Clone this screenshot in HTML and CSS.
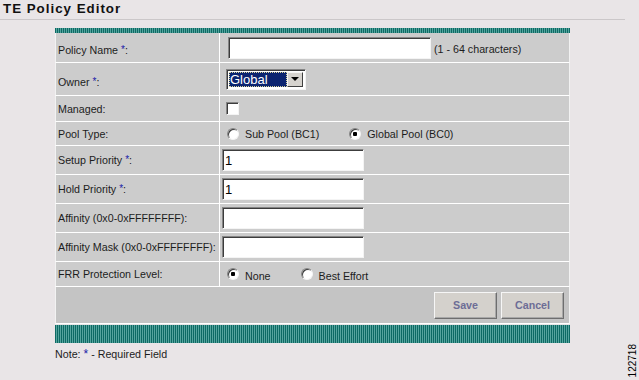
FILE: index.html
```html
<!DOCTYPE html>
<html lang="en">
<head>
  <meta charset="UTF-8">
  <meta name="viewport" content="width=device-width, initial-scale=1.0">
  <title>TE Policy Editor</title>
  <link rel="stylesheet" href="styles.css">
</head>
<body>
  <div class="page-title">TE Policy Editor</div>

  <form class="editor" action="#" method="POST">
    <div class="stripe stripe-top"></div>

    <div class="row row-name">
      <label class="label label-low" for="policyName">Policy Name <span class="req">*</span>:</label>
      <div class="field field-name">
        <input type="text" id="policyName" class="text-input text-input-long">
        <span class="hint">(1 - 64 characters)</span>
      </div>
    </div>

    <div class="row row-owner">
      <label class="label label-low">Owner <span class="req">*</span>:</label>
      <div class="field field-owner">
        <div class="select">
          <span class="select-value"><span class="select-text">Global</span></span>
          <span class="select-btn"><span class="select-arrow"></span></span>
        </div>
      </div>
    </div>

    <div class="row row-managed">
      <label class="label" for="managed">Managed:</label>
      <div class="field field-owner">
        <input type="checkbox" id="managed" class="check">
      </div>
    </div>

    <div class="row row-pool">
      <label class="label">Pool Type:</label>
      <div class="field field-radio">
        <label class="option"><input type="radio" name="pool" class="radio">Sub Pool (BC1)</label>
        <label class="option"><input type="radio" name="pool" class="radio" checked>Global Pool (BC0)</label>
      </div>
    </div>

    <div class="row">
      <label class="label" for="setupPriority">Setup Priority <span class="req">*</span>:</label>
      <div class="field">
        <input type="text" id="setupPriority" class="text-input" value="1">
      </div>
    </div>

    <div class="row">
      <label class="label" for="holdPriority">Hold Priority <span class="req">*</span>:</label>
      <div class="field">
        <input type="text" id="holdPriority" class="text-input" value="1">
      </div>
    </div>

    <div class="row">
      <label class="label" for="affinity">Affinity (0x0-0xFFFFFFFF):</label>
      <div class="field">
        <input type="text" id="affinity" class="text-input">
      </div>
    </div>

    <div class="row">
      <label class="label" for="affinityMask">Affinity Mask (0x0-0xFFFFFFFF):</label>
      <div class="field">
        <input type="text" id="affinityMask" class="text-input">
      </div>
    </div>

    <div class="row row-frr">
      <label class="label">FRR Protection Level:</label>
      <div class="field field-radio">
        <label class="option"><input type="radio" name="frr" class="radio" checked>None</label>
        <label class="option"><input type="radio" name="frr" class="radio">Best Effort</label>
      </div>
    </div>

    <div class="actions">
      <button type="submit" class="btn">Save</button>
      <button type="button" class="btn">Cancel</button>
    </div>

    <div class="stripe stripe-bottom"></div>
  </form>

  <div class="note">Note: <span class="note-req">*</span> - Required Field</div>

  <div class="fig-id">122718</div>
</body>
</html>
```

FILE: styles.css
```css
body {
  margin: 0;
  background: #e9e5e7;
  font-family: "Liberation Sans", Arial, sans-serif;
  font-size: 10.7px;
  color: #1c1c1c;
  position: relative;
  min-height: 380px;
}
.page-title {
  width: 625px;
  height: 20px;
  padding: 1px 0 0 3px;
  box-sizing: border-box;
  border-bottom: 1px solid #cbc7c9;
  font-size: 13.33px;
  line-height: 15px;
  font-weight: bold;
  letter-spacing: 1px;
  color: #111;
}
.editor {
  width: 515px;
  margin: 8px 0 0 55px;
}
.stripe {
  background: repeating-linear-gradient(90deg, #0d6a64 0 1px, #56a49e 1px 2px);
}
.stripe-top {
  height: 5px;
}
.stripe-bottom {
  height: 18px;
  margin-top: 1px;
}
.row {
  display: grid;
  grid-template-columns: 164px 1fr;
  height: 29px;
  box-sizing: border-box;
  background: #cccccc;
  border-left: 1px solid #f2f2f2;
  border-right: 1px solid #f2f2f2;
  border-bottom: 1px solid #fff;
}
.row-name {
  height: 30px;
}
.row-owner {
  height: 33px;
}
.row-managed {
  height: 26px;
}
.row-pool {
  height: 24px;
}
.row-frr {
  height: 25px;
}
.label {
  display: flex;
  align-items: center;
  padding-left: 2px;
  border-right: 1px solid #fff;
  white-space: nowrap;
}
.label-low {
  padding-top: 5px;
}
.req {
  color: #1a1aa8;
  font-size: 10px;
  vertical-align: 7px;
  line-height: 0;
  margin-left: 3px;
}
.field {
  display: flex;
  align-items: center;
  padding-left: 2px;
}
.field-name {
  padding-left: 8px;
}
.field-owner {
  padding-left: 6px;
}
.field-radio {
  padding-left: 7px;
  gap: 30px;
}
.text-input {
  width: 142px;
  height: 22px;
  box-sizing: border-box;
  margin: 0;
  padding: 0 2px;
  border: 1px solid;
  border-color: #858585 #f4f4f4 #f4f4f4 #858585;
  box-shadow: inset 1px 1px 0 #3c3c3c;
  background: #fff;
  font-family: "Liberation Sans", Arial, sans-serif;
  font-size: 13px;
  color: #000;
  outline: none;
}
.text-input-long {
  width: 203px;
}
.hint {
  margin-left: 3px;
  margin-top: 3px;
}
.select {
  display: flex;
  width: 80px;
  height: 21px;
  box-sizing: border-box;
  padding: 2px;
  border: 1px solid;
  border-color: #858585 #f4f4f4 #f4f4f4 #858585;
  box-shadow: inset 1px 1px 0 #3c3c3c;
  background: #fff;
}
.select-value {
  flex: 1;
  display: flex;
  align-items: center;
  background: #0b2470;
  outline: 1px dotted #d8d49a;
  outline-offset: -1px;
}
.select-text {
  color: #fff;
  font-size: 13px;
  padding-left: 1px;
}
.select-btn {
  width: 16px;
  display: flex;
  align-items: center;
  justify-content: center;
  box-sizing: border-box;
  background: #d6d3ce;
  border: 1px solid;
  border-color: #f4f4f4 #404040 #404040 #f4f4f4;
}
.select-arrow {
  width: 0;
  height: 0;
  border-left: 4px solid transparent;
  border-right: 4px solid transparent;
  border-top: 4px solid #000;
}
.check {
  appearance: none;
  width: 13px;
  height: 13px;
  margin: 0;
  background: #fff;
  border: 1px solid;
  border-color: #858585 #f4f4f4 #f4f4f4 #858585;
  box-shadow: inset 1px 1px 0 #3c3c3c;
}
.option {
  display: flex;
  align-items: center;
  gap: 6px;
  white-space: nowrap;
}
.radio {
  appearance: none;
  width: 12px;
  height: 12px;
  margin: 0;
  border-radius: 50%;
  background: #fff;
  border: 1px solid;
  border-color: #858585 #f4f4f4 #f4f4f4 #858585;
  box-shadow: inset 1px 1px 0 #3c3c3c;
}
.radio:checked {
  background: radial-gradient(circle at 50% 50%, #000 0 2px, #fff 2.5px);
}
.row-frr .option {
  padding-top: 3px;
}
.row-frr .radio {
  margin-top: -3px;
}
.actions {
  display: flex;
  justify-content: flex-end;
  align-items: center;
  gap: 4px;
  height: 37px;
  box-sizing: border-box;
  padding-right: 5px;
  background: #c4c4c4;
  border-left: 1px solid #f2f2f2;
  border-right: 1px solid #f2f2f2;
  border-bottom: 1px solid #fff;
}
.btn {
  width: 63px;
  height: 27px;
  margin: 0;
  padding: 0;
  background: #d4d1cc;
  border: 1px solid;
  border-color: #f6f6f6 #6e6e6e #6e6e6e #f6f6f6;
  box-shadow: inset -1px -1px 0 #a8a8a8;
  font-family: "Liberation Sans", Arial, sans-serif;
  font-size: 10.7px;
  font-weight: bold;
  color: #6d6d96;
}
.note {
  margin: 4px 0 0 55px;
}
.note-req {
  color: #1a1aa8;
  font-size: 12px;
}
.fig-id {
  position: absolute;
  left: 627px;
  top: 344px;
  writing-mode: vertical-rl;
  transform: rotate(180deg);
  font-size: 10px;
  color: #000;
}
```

* * *

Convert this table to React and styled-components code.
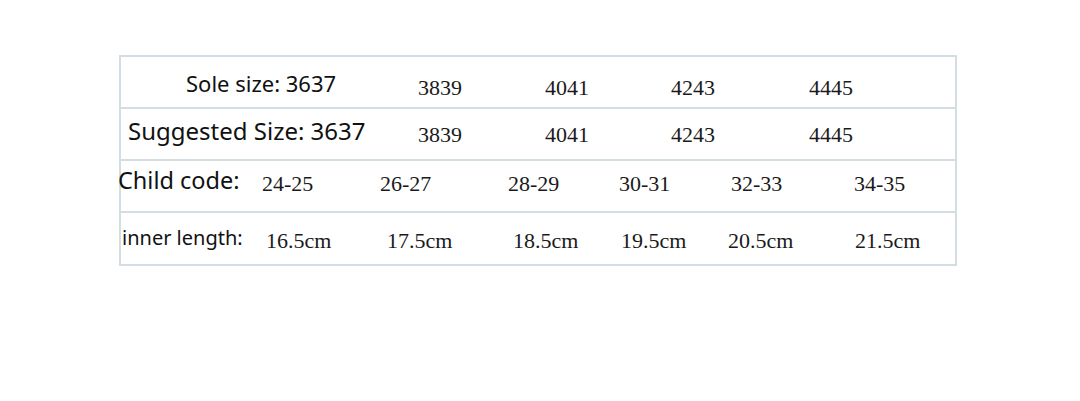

→ To do
Pick out every line above that contains the word "this" and copy it.

→ Answer to the task
Clone this screenshot in HTML and CSS.
Convert this table to React and styled-components code.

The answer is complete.